Xavi and Iniesta had rocked and rolled and wobbled a bit during a long battle, as any footballers would do, but the pair showed remarkable stamina to persevere and win Spain’s first World Cup.
Fernando Torres was a paper tiger who miscontrolled one pass so badly that the ball dropped nine yards from him. When has anybody seen this once-supreme technician do that? It was the ball-control of a pub player. Sprinting for a long pass in injury time of extra time, Torres pulled his groin. Why was he out there? Because he was once a phenomenal gladiator who gave them a bigger range of options in attack. Spain are flat without Torres, rather one-dimensional and precarious, just as Barcelona can look predictable without Messi’s magic to make it incisive.
VERDICT : The Dutch disgraced the biggest event in the world’s most popular sport. What they did was despicable and disgusting. I hope those players will feel shame in future years. They should certainly not blame Howard Webb for their defeat. They should have played football.

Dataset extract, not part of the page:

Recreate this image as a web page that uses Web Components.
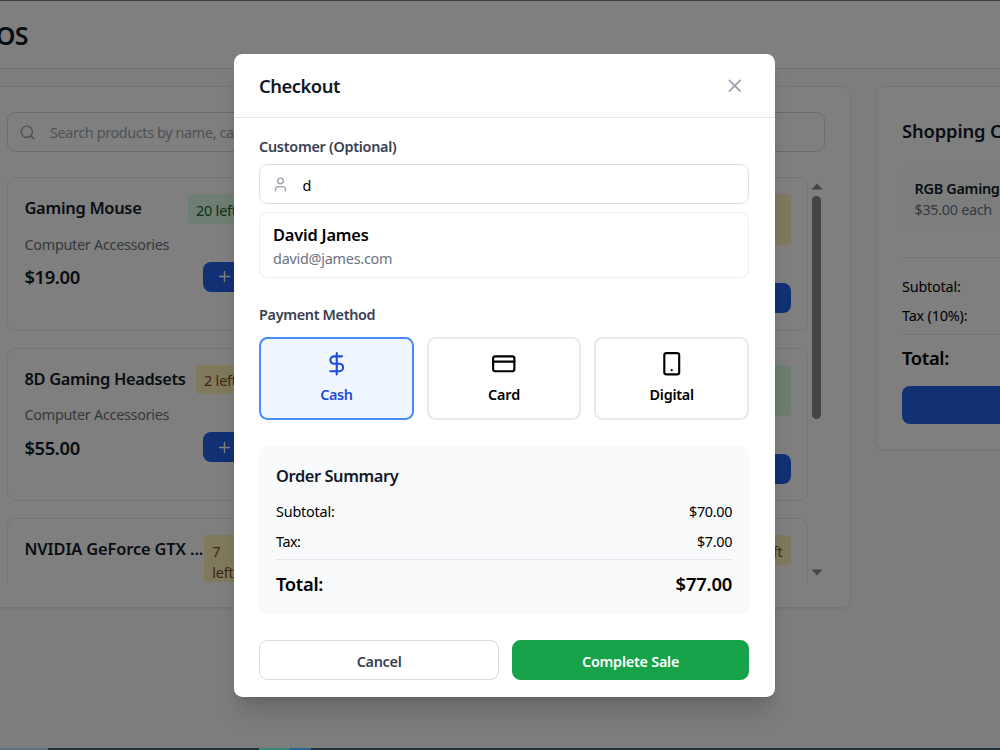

HOLLAND (4-2-3-1): Stekelenburg (Ajax); Van der Wiel (Ajax), Heitinga (Everton), Mathijsen (Hamburg), Van Bronckhorst (Feyenoord); Van Bommel (Bayern Munich), De Jong (Manchester City); Robben (Bayern Munich), Sneijder (Inter), Kuyt (Liverpool); Van Persie (Arsenal); Subs used: Elia (Hamburg) for Kuyt, 70; Van de Vaart (Real Madrid) for De Jong, 100; Braafheid (Celtic) for Van Bronckhorst, 105.
SPAIN (4-2-3-1): Casillas (Real Madrid); Ramos (Real Madrid), Pique (Barcelona), Puyol (Barcelona), Capdevila (Villarreal); Busquets (Barcelona), Alonso (Real Madrid); Iniesta (Barcelona), Xavi (Barcelona), Pedro (Barcelona); Villa (Barcelona); Subs used: Navas (Seville) for Pedro, 59; Fabregas (Arsenal) for Alonso, 87; Torres (Liverpool) for Villa, 105.
Booked: Van der Wiel, Van Persie, Van Bommel, De Jong, Van Bronckhorst, Heitinga (2), Robben, Mathijsen; Puyol, Ramos, Capdevila, Iniesta, Xavi.
Sent off : Heitinga (110).
Crowd at Soccer City, Soweto: 84,490.